Series about young Nurse Ratched from ‘One Flew Over the Cuckoo’s Nest’ coming to Netflix

Nurse Ratched, the psychotic nurse played by Louise Fletcher in the 1975 film “One Flew Over the Cuckoo’s Nest” is one of the most terrifying characters in cinema. In the movie and the 1962 novel Ratched was the head administrative nurse of a mental institution that she ruled with a tyrannical zeal. She used access to medications, privileges, and even basic necessities to maintain absolute control over patients who were under her charge. Nurse Ratched was symbolic of how power corrupts, even in bureaucracies that are meant to help people, such as mental health facilities.

Deadline Hollywood reports that Netflix is developing a series, to be entitled “Ratched,” that will delve into the early years of the most terrifying woman ever to wear the white nurse’s uniform. Ryan Murphy and Michael Douglas are set to produce with Sarah Paulson set to play the young Ratched.

The series was created by Evan Romansky, who is fresh out of film school, who also wrote the pilot on spec. Murphy was so enthusiastic about the project that he spent a year getting the writes to the story and the character. Romansky will also co-executive produce. Romansky’s involvement, so early in his career is something out of Hollywood in its own right.

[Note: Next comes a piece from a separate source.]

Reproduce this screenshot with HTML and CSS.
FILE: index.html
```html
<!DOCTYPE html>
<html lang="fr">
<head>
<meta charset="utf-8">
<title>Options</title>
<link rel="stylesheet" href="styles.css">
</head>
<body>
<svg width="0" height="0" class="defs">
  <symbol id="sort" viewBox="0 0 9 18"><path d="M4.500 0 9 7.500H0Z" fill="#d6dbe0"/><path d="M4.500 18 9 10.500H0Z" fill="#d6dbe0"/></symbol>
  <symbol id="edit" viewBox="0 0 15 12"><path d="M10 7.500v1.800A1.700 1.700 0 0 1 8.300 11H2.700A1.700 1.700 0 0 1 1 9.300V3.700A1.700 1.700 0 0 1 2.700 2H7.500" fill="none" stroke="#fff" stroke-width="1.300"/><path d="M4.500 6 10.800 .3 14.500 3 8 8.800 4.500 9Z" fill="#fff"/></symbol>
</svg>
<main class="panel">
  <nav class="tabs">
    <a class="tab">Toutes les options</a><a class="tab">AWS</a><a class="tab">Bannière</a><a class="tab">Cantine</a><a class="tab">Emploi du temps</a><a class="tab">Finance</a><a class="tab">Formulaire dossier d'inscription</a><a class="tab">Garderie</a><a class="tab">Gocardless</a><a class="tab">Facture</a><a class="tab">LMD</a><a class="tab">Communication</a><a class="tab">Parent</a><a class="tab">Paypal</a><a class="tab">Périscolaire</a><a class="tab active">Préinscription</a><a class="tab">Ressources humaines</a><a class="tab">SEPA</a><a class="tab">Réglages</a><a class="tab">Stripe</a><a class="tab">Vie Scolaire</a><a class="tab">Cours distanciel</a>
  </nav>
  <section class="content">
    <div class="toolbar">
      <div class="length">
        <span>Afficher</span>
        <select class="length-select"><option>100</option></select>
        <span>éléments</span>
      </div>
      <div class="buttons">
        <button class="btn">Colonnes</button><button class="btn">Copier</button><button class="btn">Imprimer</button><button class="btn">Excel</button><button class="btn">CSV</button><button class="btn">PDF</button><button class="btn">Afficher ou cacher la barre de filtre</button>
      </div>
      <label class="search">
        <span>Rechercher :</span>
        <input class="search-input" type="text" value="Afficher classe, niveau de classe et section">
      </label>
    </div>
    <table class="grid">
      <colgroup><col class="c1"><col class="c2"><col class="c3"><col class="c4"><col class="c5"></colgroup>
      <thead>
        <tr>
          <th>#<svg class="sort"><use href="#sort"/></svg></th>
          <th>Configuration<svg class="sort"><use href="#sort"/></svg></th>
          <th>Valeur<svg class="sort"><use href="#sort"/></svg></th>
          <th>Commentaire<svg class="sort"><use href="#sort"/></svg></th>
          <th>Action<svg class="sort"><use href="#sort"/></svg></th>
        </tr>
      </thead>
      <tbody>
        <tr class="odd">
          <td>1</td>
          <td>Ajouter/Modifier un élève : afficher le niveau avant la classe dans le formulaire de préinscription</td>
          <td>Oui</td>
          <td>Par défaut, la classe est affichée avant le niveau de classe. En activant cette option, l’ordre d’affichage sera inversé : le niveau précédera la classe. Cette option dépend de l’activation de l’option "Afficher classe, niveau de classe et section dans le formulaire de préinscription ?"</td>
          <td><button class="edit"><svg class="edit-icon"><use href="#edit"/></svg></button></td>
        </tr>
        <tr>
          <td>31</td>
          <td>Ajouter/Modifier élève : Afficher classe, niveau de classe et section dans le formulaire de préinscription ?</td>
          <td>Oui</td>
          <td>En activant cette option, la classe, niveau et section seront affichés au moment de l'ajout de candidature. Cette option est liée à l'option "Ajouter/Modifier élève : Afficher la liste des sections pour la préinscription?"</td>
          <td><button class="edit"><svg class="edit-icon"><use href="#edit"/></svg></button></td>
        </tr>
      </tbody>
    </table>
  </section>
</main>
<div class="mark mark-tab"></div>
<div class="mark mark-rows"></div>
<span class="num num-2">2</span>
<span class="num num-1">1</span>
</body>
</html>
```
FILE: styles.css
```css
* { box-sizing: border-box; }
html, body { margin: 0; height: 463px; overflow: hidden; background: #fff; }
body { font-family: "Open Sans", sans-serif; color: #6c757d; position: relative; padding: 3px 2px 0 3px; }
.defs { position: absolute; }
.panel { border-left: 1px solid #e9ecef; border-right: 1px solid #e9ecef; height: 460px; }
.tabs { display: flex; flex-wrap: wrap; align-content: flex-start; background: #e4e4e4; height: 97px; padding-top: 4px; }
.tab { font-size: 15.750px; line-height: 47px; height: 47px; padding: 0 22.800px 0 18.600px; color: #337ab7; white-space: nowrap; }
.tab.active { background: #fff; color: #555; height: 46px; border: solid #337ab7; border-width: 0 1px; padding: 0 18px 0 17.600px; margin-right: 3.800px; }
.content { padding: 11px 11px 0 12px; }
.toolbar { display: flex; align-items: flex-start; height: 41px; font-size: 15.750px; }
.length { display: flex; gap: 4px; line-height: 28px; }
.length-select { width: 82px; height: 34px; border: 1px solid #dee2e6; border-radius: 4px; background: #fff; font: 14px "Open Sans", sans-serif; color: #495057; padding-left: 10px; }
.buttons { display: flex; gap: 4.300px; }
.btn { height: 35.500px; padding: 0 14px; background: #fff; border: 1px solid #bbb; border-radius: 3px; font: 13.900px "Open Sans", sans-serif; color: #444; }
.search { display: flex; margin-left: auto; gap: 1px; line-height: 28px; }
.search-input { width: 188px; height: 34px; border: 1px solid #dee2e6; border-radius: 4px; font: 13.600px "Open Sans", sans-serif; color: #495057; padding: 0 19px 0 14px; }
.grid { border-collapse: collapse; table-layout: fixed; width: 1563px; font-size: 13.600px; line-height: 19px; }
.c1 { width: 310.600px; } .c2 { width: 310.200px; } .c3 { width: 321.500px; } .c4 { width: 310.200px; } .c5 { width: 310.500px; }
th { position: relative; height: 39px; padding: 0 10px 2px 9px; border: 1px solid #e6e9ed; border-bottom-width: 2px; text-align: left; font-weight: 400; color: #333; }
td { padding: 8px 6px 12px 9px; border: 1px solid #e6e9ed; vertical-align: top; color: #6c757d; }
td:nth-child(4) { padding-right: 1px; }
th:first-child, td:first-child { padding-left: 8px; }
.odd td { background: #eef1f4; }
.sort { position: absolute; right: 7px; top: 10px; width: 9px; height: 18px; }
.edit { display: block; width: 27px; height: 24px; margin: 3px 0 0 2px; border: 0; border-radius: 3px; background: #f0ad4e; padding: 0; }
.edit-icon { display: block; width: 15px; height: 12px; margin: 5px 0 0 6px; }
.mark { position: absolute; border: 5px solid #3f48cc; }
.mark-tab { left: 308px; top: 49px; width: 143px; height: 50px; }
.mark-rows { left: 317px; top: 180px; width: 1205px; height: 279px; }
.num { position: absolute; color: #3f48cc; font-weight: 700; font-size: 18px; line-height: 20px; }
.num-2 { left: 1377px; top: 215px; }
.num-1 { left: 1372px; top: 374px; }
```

“Ratched” will begin in 1947 when the young, newly-minted nurse arrives at her first job. The series will explore how the character devolved into the monster who we see in the movie. The Netflix series order is for an unprecedented two-season, eighteen-episode order, with production slated to begin in mid-2018.

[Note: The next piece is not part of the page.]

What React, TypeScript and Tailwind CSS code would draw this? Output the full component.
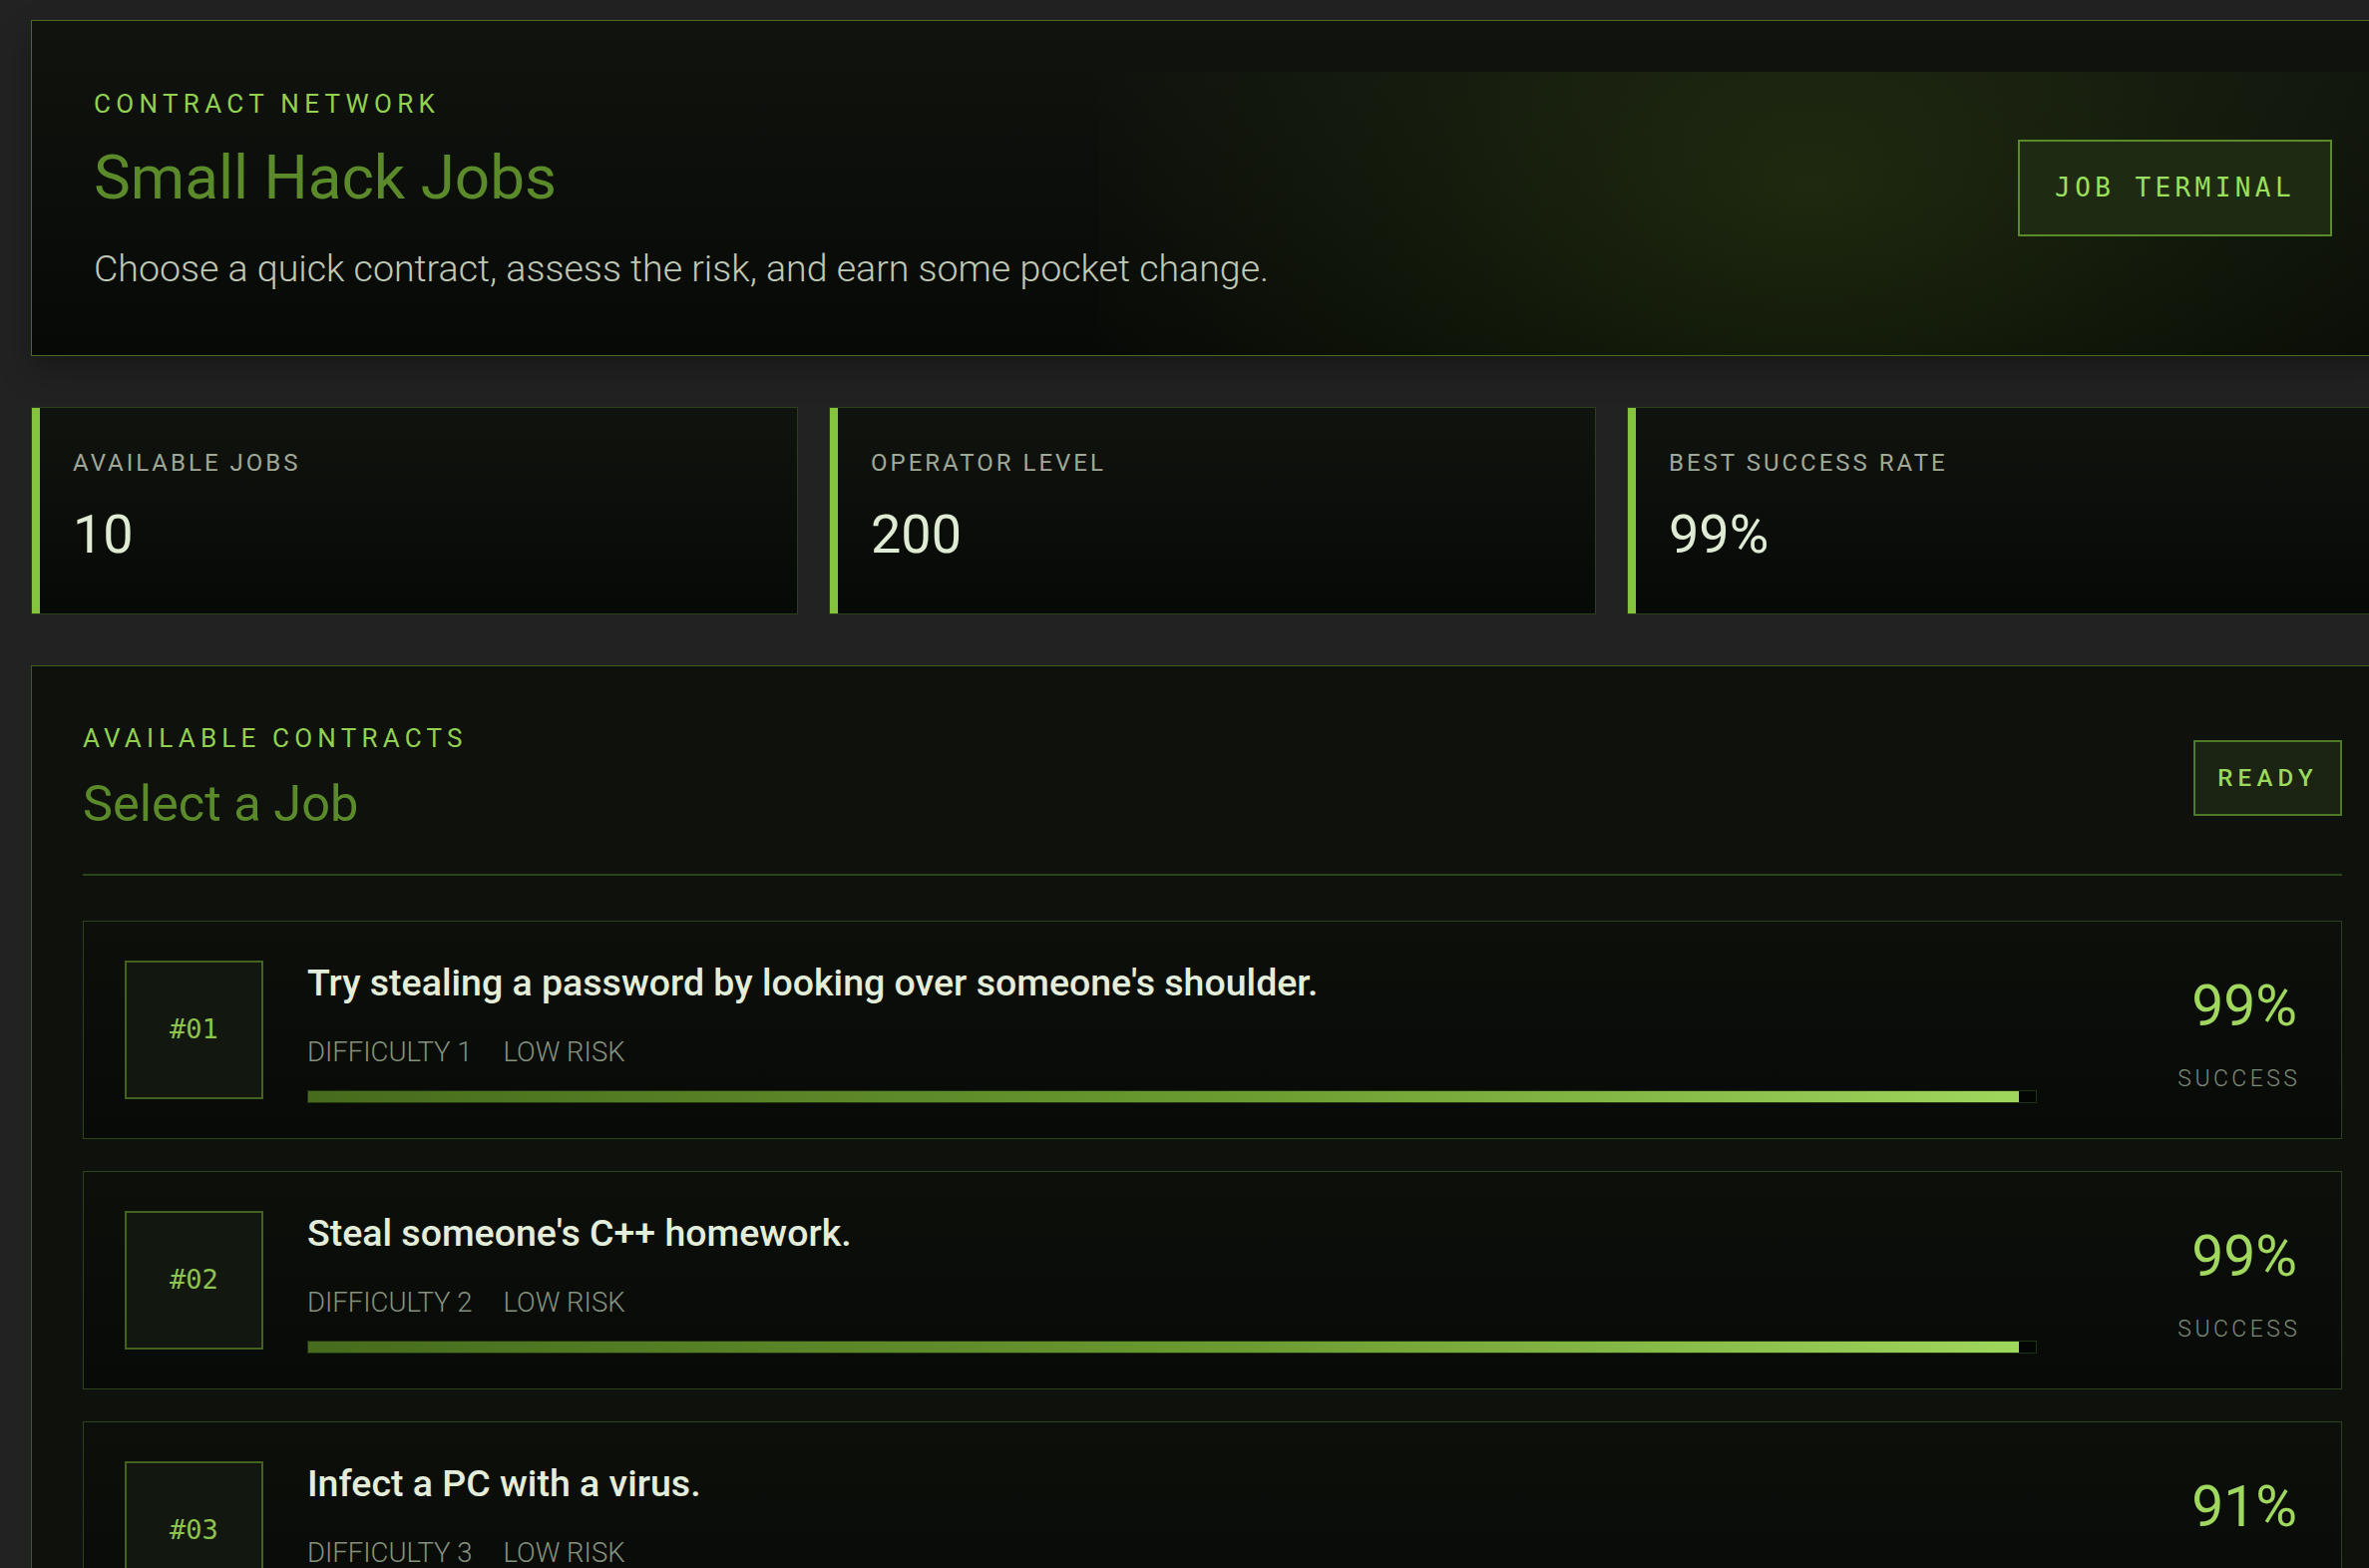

Ken Kesey wrote the original novel based on his experiences working as an orderly in a mental health facility in the 1950s. At the time depicted in the novel and the subsequent movie, mental patients were often made residents of facilities such as the one depicted in the story against their wills. The science of mental health therapy was somewhat underdeveloped, hence the use of dubious techniques such as electroshock therapy and even frontal lobotomies, which tended to make people with mental health issues worse.

Kesey depicted the mental hospital in his story as akin to a prison, with the lives of the patients circumscribed in ways both subtle and gross. Nurse Ratched was certainly an extreme case of the sort of medical professional who worked at such places in that era. However, she thrived in that environment rather than her power being curbed, which was part of the point of the story. The origin story of the character should be illuminating.